=== WHAT YOU WILL DO ===
Below are records; state how many of their lines hold the word "that", and give only the figure.
# RECORDS FOR THIS TASK start
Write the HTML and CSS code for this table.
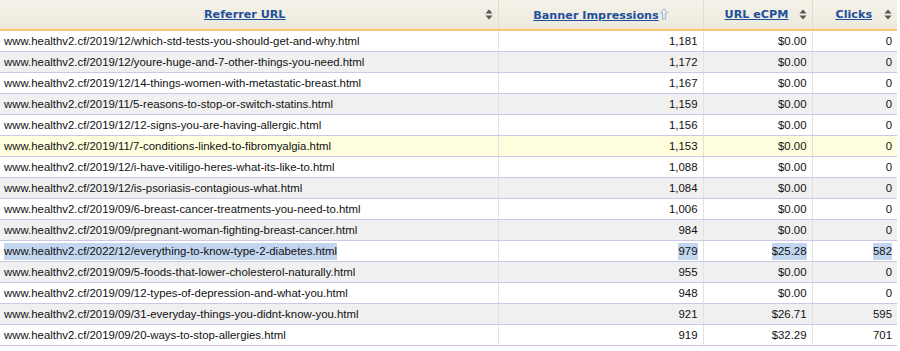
FILE: index.html
```html
<!DOCTYPE html>
<html>
<head>
<meta charset="utf-8">
<link rel="stylesheet" href="styles.css">
</head>
<body>
<table class="report">
  <colgroup>
    <col class="c-url"><col class="c-imp"><col class="c-ecpm"><col class="c-clicks">
  </colgroup>
  <thead>
    <tr>
      <th class="th-url"><a href="#">Referrer URL</a><svg class="sort" viewBox="0 0 8 11"><path d="M4 0.5 L7.5 4.5 H0.5 Z M4 10.5 L7.5 6.5 H0.5 Z"/></svg></th>
      <th><a href="#">Banner Impressions</a><svg class="asc" viewBox="0 0 8 12"><path d="M4 0.8 L7.3 5 H5.4 V11.2 H2.6 V5 H0.7 Z"/></svg></th>
      <th class="th-num"><a href="#">URL eCPM</a><svg class="sort" viewBox="0 0 8 11"><path d="M4 0.5 L7.5 4.5 H0.5 Z M4 10.5 L7.5 6.5 H0.5 Z"/></svg></th>
      <th class="th-num"><a href="#">Clicks</a><svg class="sort" viewBox="0 0 8 11"><path d="M4 0.5 L7.5 4.5 H0.5 Z M4 10.5 L7.5 6.5 H0.5 Z"/></svg></th>
    </tr>
  </thead>
  <tbody>
    <tr><td>www.healthv2.cf/2019/12/which-std-tests-you-should-get-and-why.html</td><td>1,181</td><td>$0.00</td><td>0</td></tr>
    <tr><td>www.healthv2.cf/2019/12/youre-huge-and-7-other-things-you-need.html</td><td>1,172</td><td>$0.00</td><td>0</td></tr>
    <tr><td>www.healthv2.cf/2019/12/14-things-women-with-metastatic-breast.html</td><td>1,167</td><td>$0.00</td><td>0</td></tr>
    <tr><td>www.healthv2.cf/2019/11/5-reasons-to-stop-or-switch-statins.html</td><td>1,159</td><td>$0.00</td><td>0</td></tr>
    <tr><td>www.healthv2.cf/2019/12/12-signs-you-are-having-allergic.html</td><td>1,156</td><td>$0.00</td><td>0</td></tr>
    <tr class="hover"><td>www.healthv2.cf/2019/11/7-conditions-linked-to-fibromyalgia.html</td><td>1,153</td><td>$0.00</td><td>0</td></tr>
    <tr><td>www.healthv2.cf/2019/12/i-have-vitiligo-heres-what-its-like-to.html</td><td>1,088</td><td>$0.00</td><td>0</td></tr>
    <tr><td>www.healthv2.cf/2019/12/is-psoriasis-contagious-what.html</td><td>1,084</td><td>$0.00</td><td>0</td></tr>
    <tr><td>www.healthv2.cf/2019/09/6-breast-cancer-treatments-you-need-to.html</td><td>1,006</td><td>$0.00</td><td>0</td></tr>
    <tr><td>www.healthv2.cf/2019/09/pregnant-woman-fighting-breast-cancer.html</td><td>984</td><td>$0.00</td><td>0</td></tr>
    <tr class="selected"><td><span class="sel">www.healthv2.cf/2022/12/everything-to-know-type-2-diabetes.html</span></td><td><span class="sel">979</span></td><td><span class="sel">$25.28</span></td><td><span class="sel">582</span></td></tr>
    <tr><td>www.healthv2.cf/2019/09/5-foods-that-lower-cholesterol-naturally.html</td><td>955</td><td>$0.00</td><td>0</td></tr>
    <tr><td>www.healthv2.cf/2019/09/12-types-of-depression-and-what-you.html</td><td>948</td><td>$0.00</td><td>0</td></tr>
    <tr><td>www.healthv2.cf/2019/09/31-everyday-things-you-didnt-know-you.html</td><td>921</td><td>$26.71</td><td>595</td></tr>
    <tr><td>www.healthv2.cf/2019/09/20-ways-to-stop-allergies.html</td><td>919</td><td>$32.29</td><td>701</td></tr>
  </tbody>
</table>
</body>
</html>
```
FILE: styles.css
```css
html, body {
  margin: 0;
  padding: 0;
  background: #ffffff;
}

.report {
  width: 897px;
  border-collapse: collapse;
  table-layout: fixed;
  font-family: "Liberation Sans", Arial, sans-serif;
  font-size: 11.4px;
  color: #111;
}

.c-url { width: 498px; }
.c-imp { width: 205px; }
.c-ecpm { width: 109px; }
.c-clicks { width: 85px; }

.report thead th {
  position: relative;
  height: 29px;
  padding: 0;
  background: linear-gradient(#f4f2e8, #eceadd);
  border-left: 1px solid #f8f7f0;
  border-right: 1px solid #dedcce;
  border-bottom: 2px solid #f6c77a;
  box-shadow: inset 0 -1px 0 #fbe2b0;
  text-align: center;
  vertical-align: middle;
  font-family: "DejaVu Sans", Verdana, sans-serif;
  font-size: 11.2px;
  font-weight: bold;
}

.report thead th.th-url { padding-right: 8px; }
.report thead th.th-num { padding-right: 2px; }

.report thead th:first-child { border-left: none; }
.report thead th:last-child { border-right: none; }

.report thead th a {
  color: #1f4f9b;
  text-decoration: underline;
}

.report thead th .sort {
  position: absolute;
  right: 5px;
  top: 9px;
  width: 8px;
  height: 11px;
  fill: #555;
}

.report thead th .asc {
  width: 8px;
  height: 12px;
  margin-left: 1px;
  vertical-align: -1px;
  fill: #eef3f8;
  stroke: #8aa2c0;
  stroke-width: 0.8;
}

.report tbody td {
  height: 20px;
  padding: 0 5px 0 4px;
  border-bottom: 1px solid #c9c9e6;
  border-left: 1px solid #e2e2e2;
  white-space: nowrap;
  overflow: hidden;
  vertical-align: middle;
}

.report tbody td:first-child { border-left: none; }
.report tbody td + td { text-align: right; }

.report tbody tr:nth-child(even) td { background: #f0f0f0; }
.report tbody tr.hover td { background: #ffffdf; }

.sel {
  background: #c3d6f0;
  padding: 2px 0 3px;
}
```
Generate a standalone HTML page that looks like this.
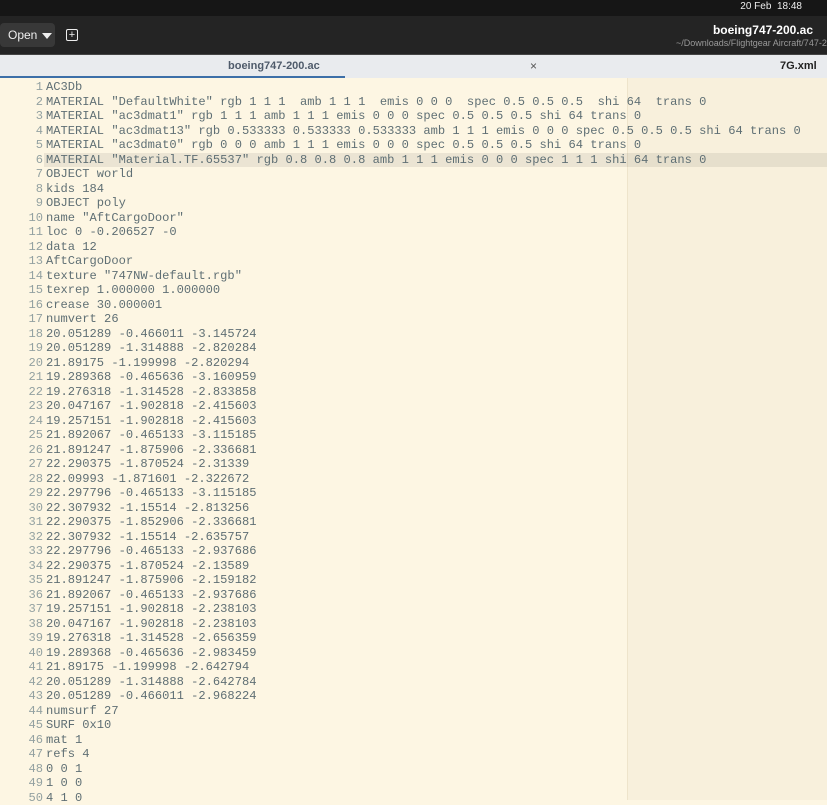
<!DOCTYPE html>
<html><head><style>
body{margin:0;width:827px;height:800px;overflow:hidden;background:#fdf6e3;font-family:"Liberation Sans",sans-serif;position:relative}
.top{position:absolute;left:0;top:0;width:827px;height:16px;background:#161616;color:#eee;font-size:10px}
.hdr{position:absolute;left:0;top:16px;width:827px;height:38px;background:#242424;color:#eee}
.open{position:absolute;left:0;top:23px;width:55px;height:24px;background:#383838;border-radius:4px;font-size:12px;line-height:24px;padding-left:8px;box-sizing:border-box;color:#eee;white-space:nowrap}
.arr{position:absolute;left:42px;top:10px;width:0;height:0;border-left:5px solid transparent;border-right:5px solid transparent;border-top:6px solid #eee}
.tabs{position:absolute;left:0;top:54px;width:827px;height:24px;background:#e9ebee;border-top:1px solid #444;font-size:11px;font-weight:bold}
.ed{position:absolute;left:0;top:78px;width:827px;height:722px;background:#fdf6e3}
.mar{position:absolute;left:627px;top:78px;width:200px;height:722px;background:#f8f0dc;border-left:1px solid #eee4cb}
.code{position:absolute;left:0;top:80px;font-family:"Liberation Mono",monospace;font-size:12.1px;line-height:14.5px;color:#5f6f74;white-space:pre}
.l{display:block;height:14.5px}
.n{display:inline-block;width:43px;margin-right:3px;text-align:right;color:#93a1a1}
.hl{position:absolute;left:44px;top:152.5px;width:783px;height:14.5px;background:rgba(0,0,0,0.07)}
</style></head><body>
<div class="top"><span style="position:absolute;right:25px;top:1px">20 Feb&nbsp; 18:48</span></div>
<div class="hdr"></div>
<div class="open">Open<span class="arr"></span></div>
<div style="position:absolute;left:66px;top:29px;width:10px;height:10px;border:1.5px solid #eee;border-radius:2px;color:#eee;font-size:11px;line-height:10px;text-align:center">+</div>
<div style="position:absolute;right:14px;top:23px;color:#fff;font-size:12px;font-weight:bold">boeing747-200.ac</div>
<div style="position:absolute;left:676px;top:38px;color:#999;font-size:9px;white-space:nowrap">~/Downloads/Flightgear Aircraft/747-200</div>
<div class="tabs">
<span style="position:absolute;left:228px;top:5px;color:#4f5b6b">boeing747-200.ac</span>
<span style="position:absolute;left:530px;top:4px;color:#555;font-weight:normal;font-size:12px">×</span>
<span style="position:absolute;left:0;top:21px;width:345px;height:2px;background:#3d6fa8"></span>
<span style="position:absolute;left:780px;top:5px;color:#222">7G.xml</span>
</div>
<div class="ed"></div><div class="mar"></div>
<div class="hl"></div>
<div class="code"><span class="l"><span class="n">1</span>AC3Db</span><span class="l"><span class="n">2</span>MATERIAL "DefaultWhite" rgb 1 1 1  amb 1 1 1  emis 0 0 0  spec 0.5 0.5 0.5  shi 64  trans 0</span><span class="l"><span class="n">3</span>MATERIAL "ac3dmat1" rgb 1 1 1 amb 1 1 1 emis 0 0 0 spec 0.5 0.5 0.5 shi 64 trans 0</span><span class="l"><span class="n">4</span>MATERIAL "ac3dmat13" rgb 0.533333 0.533333 0.533333 amb 1 1 1 emis 0 0 0 spec 0.5 0.5 0.5 shi 64 trans 0</span><span class="l"><span class="n">5</span>MATERIAL "ac3dmat0" rgb 0 0 0 amb 1 1 1 emis 0 0 0 spec 0.5 0.5 0.5 shi 64 trans 0</span><span class="l"><span class="n">6</span>MATERIAL "Material.TF.65537" rgb 0.8 0.8 0.8 amb 1 1 1 emis 0 0 0 spec 1 1 1 shi 64 trans 0</span><span class="l"><span class="n">7</span>OBJECT world</span><span class="l"><span class="n">8</span>kids 184</span><span class="l"><span class="n">9</span>OBJECT poly</span><span class="l"><span class="n">10</span>name "AftCargoDoor"</span><span class="l"><span class="n">11</span>loc 0 -0.206527 -0</span><span class="l"><span class="n">12</span>data 12</span><span class="l"><span class="n">13</span>AftCargoDoor</span><span class="l"><span class="n">14</span>texture "747NW-default.rgb"</span><span class="l"><span class="n">15</span>texrep 1.000000 1.000000</span><span class="l"><span class="n">16</span>crease 30.000001</span><span class="l"><span class="n">17</span>numvert 26</span><span class="l"><span class="n">18</span>20.051289 -0.466011 -3.145724</span><span class="l"><span class="n">19</span>20.051289 -1.314888 -2.820284</span><span class="l"><span class="n">20</span>21.89175 -1.199998 -2.820294</span><span class="l"><span class="n">21</span>19.289368 -0.465636 -3.160959</span><span class="l"><span class="n">22</span>19.276318 -1.314528 -2.833858</span><span class="l"><span class="n">23</span>20.047167 -1.902818 -2.415603</span><span class="l"><span class="n">24</span>19.257151 -1.902818 -2.415603</span><span class="l"><span class="n">25</span>21.892067 -0.465133 -3.115185</span><span class="l"><span class="n">26</span>21.891247 -1.875906 -2.336681</span><span class="l"><span class="n">27</span>22.290375 -1.870524 -2.31339</span><span class="l"><span class="n">28</span>22.09993 -1.871601 -2.322672</span><span class="l"><span class="n">29</span>22.297796 -0.465133 -3.115185</span><span class="l"><span class="n">30</span>22.307932 -1.15514 -2.813256</span><span class="l"><span class="n">31</span>22.290375 -1.852906 -2.336681</span><span class="l"><span class="n">32</span>22.307932 -1.15514 -2.635757</span><span class="l"><span class="n">33</span>22.297796 -0.465133 -2.937686</span><span class="l"><span class="n">34</span>22.290375 -1.870524 -2.13589</span><span class="l"><span class="n">35</span>21.891247 -1.875906 -2.159182</span><span class="l"><span class="n">36</span>21.892067 -0.465133 -2.937686</span><span class="l"><span class="n">37</span>19.257151 -1.902818 -2.238103</span><span class="l"><span class="n">38</span>20.047167 -1.902818 -2.238103</span><span class="l"><span class="n">39</span>19.276318 -1.314528 -2.656359</span><span class="l"><span class="n">40</span>19.289368 -0.465636 -2.983459</span><span class="l"><span class="n">41</span>21.89175 -1.199998 -2.642794</span><span class="l"><span class="n">42</span>20.051289 -1.314888 -2.642784</span><span class="l"><span class="n">43</span>20.051289 -0.466011 -2.968224</span><span class="l"><span class="n">44</span>numsurf 27</span><span class="l"><span class="n">45</span>SURF 0x10</span><span class="l"><span class="n">46</span>mat 1</span><span class="l"><span class="n">47</span>refs 4</span><span class="l"><span class="n">48</span>0 0 1</span><span class="l"><span class="n">49</span>1 0 0</span><span class="l"><span class="n">50</span>4 1 0</span></div>
</body></html>
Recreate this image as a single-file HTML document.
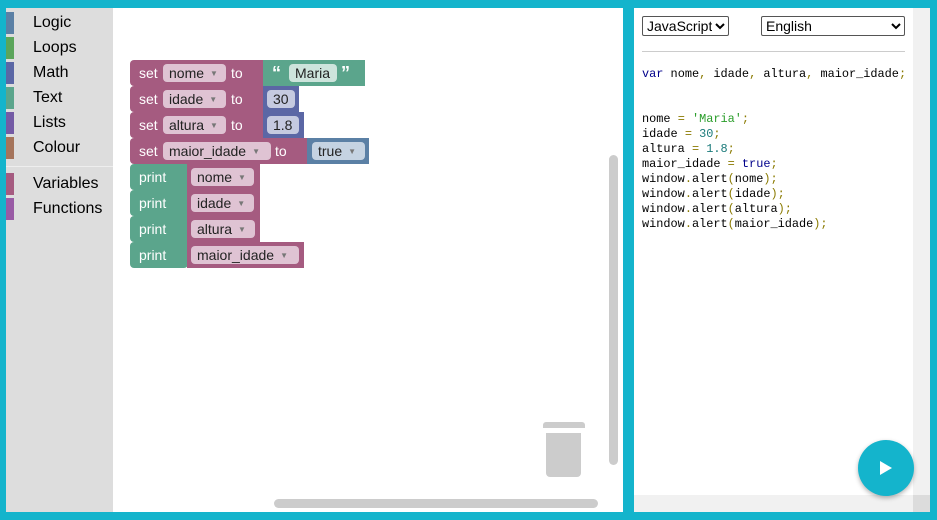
# RECORDS FOR THIS TASK end
=== WORKED ANSWER ===
2